Far from being a short cut used in haste, I find our centrally located parks to be havens of peace and an opportunity for brief distraction. In them I speak with people not encountered elsewhere, acknowledging, when present, the work that those employed by Kirklees do to maintain them for our use, at the same time never failing to cast my eyes in the direction of the war memorials remembering and praying for those who gave so much, allowing those who so wish to take the short-cut or conversely for others to walk the extra mile with their fellow pilgrims on life’s journey. Choices made in freedom. The original intention of the creators of both Green Park and the King Edward VII Memorial Park is not lost a century and more on from their openings. With such a rich seam of our local population passing through them they also provide a time for reflective prayer. Perhaps not in the quiet surrounds that we would normally use for our conversations with the Almighty, but somewhere in which we are gently prompted by others – in the casual chatter of passers-by, the distant excited voices of playing children, those about to start a journey, or make their way to school or a health centre – that the community of which we are apart constantly stands in need of a remembrance before God.

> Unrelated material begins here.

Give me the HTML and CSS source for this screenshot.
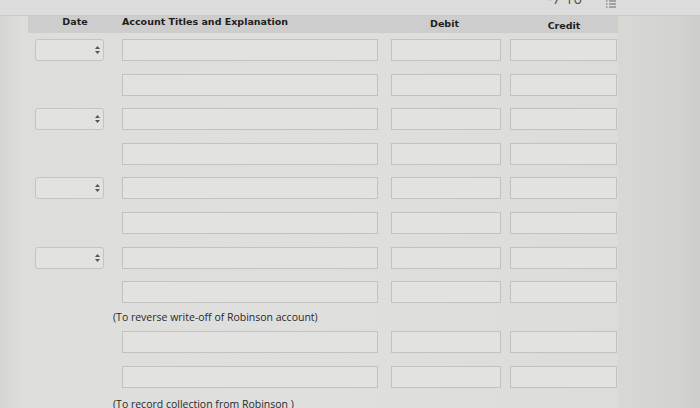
FILE: index.html
```html
<!DOCTYPE html>
<html>
<head>
<meta charset="utf-8">
<link rel="stylesheet" href="styles.css">
</head>
<body>
<div class="screen">
  <div class="topbar">
    <span class="pager">-7 10</span>
    <svg class="listicon" width="10" height="9" viewBox="0 0 10 9"><path d="M0 1h1.5M3 1h7M0 4h1.5M3 4h7M0 7h1.5M3 7h7" stroke="#666" stroke-width="1.2"/></svg>
  </div>
  <div class="main">
    <div class="sheet">
      <div class="head">
        <div class="h-date">Date</div>
        <div class="h-acct">Account Titles and Explanation</div>
        <div class="h-debit">Debit</div>
        <div class="h-credit">Credit</div>
      </div>
      <div class="rows">
        <div class="row"><div class="cell-date"><div class="sel"><svg width="5" height="8" viewBox="0 0 5 8"><path d="M2.5 0L5 3H0zM0 5h5L2.5 8z" fill="#555"/></svg></div></div><div class="cell-acct"><div class="box acct"></div></div><div class="cell-debit"><div class="box debit"></div></div><div class="box credit"></div></div>
        <div class="row"><div class="cell-date"></div><div class="cell-acct"><div class="box acct"></div></div><div class="cell-debit"><div class="box debit"></div></div><div class="box credit"></div></div>
        <div class="row"><div class="cell-date"><div class="sel"><svg width="5" height="8" viewBox="0 0 5 8"><path d="M2.5 0L5 3H0zM0 5h5L2.5 8z" fill="#555"/></svg></div></div><div class="cell-acct"><div class="box acct"></div></div><div class="cell-debit"><div class="box debit"></div></div><div class="box credit"></div></div>
        <div class="row"><div class="cell-date"></div><div class="cell-acct"><div class="box acct"></div></div><div class="cell-debit"><div class="box debit"></div></div><div class="box credit"></div></div>
        <div class="row"><div class="cell-date"><div class="sel"><svg width="5" height="8" viewBox="0 0 5 8"><path d="M2.5 0L5 3H0zM0 5h5L2.5 8z" fill="#555"/></svg></div></div><div class="cell-acct"><div class="box acct"></div></div><div class="cell-debit"><div class="box debit"></div></div><div class="box credit"></div></div>
        <div class="row"><div class="cell-date"></div><div class="cell-acct"><div class="box acct"></div></div><div class="cell-debit"><div class="box debit"></div></div><div class="box credit"></div></div>
        <div class="row"><div class="cell-date"><div class="sel"><svg width="5" height="8" viewBox="0 0 5 8"><path d="M2.5 0L5 3H0zM0 5h5L2.5 8z" fill="#555"/></svg></div></div><div class="cell-acct"><div class="box acct"></div></div><div class="cell-debit"><div class="box debit"></div></div><div class="box credit"></div></div>
        <div class="row"><div class="cell-date"></div><div class="cell-acct"><div class="box acct"></div></div><div class="cell-debit"><div class="box debit"></div></div><div class="box credit"></div></div>
        <div class="note">(To reverse write-off of Robinson account)</div>
        <div class="row"><div class="cell-date"></div><div class="cell-acct"><div class="box acct"></div></div><div class="cell-debit"><div class="box debit"></div></div><div class="box credit"></div></div>
        <div class="row"><div class="cell-date"></div><div class="cell-acct"><div class="box acct"></div></div><div class="cell-debit"><div class="box debit"></div></div><div class="box credit"></div></div>
        <div class="note note2">(To record collection from Robinson )</div>
      </div>
    </div>
    <div class="side"></div>
  </div>
</div>
</body>
</html>
```

FILE: styles.css
```css
html, body {
  margin: 0;
  padding: 0;
}
body {
  width: 700px;
  height: 408px;
  overflow: hidden;
  background: #dcdcda;
  font-family: "DejaVu Sans", Verdana, sans-serif;
  color: #1e1e1e;
}
.screen {
  width: 700px;
  height: 408px;
  overflow: hidden;
  background: linear-gradient(to right, #d4d4d2 0px, #dddddb 20px, #dfdfdd 300px, #dcdcd9 600px);
}
.topbar {
  height: 15px;
  background: #dcdcdc;
  border-bottom: 1px solid #cacaca;
  display: flex;
  justify-content: flex-end;
  align-items: flex-start;
  gap: 24px;
  padding-right: 84px;
  overflow: hidden;
}
.pager {
  font-family: "Open Sans", sans-serif;
  font-size: 15px;
  line-height: 15px;
  margin-top: -9px;
  color: #555;
}
.main {
  display: flex;
}
.sheet {
  margin-left: 28px;
  width: 590px;
}
.side {
  flex: 1;
  height: 392px;
  background: linear-gradient(to right, #d8d9d5, #d2d3ce 60px, #cdcec9);
}
.head {
  height: 17px;
  background: #cdcdcd;
  display: grid;
  grid-template-columns: 94px 269px 119px 108px;
  font-weight: bold;
  font-size: 9.5px;
  line-height: 11px;
  align-items: start;
}
.h-date {
  text-align: center;
  padding-top: 0px;
}
.h-acct {
  padding-top: 0px;
}
.h-debit {
  text-align: center;
  padding-right: 12px;
  padding-top: 2px;
}
.h-credit {
  text-align: center;
  padding-top: 4px;
}
.rows {
  padding-top: 6px;
  padding-left: 7px;
}
.row {
  display: grid;
  grid-template-columns: 87px 269px 119px 108px;
  height: 22px;
  margin-bottom: 12.6px;
}
.box {
  height: 22px;
  box-sizing: border-box;
  background: #e2e2e0;
  border: 1px solid #c2c2c0;
}
.acct { width: 256px; }
.debit { width: 110px; }
.credit { width: 107px; }
.sel {
  width: 69px;
  height: 22px;
  box-sizing: border-box;
  background: #e2e2e0;
  border: 1px solid #c4c4c2;
  border-radius: 3px;
  display: flex;
  align-items: center;
  justify-content: flex-end;
  padding-right: 3px;
}
.note {
  font-family: "Open Sans", "Liberation Sans", sans-serif;
  font-size: 10.5px;
  line-height: 14px;
  padding-left: 78px;
  margin-top: -6px;
  margin-bottom: 7.4px;
  color: #2a2a2a;
}
.note2 {
  margin-top: -3px;
}
```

Prayer for the Local Community.
Father God, we pray for all in our community.
For those who live here, we ask that they may thrive and prosper.
For those who work here, we ask that they may strive to improve the lives of residents.
For those who use our healthcare facilities and educational establishments: may their needs be met.
For those who come for recreation, my they find enjoyment in their activities.
For ourselves, that we may serve You in our community in ways that truly matter.
May your Bank Holiday weekend be kind to you, and in it may you find recreational pleasure for body, mind and soul … and perhaps a walk in one of our parks !
Be assured of my prayerful remembrance of yourselves and those you love the most and know best, together with assurances of affection.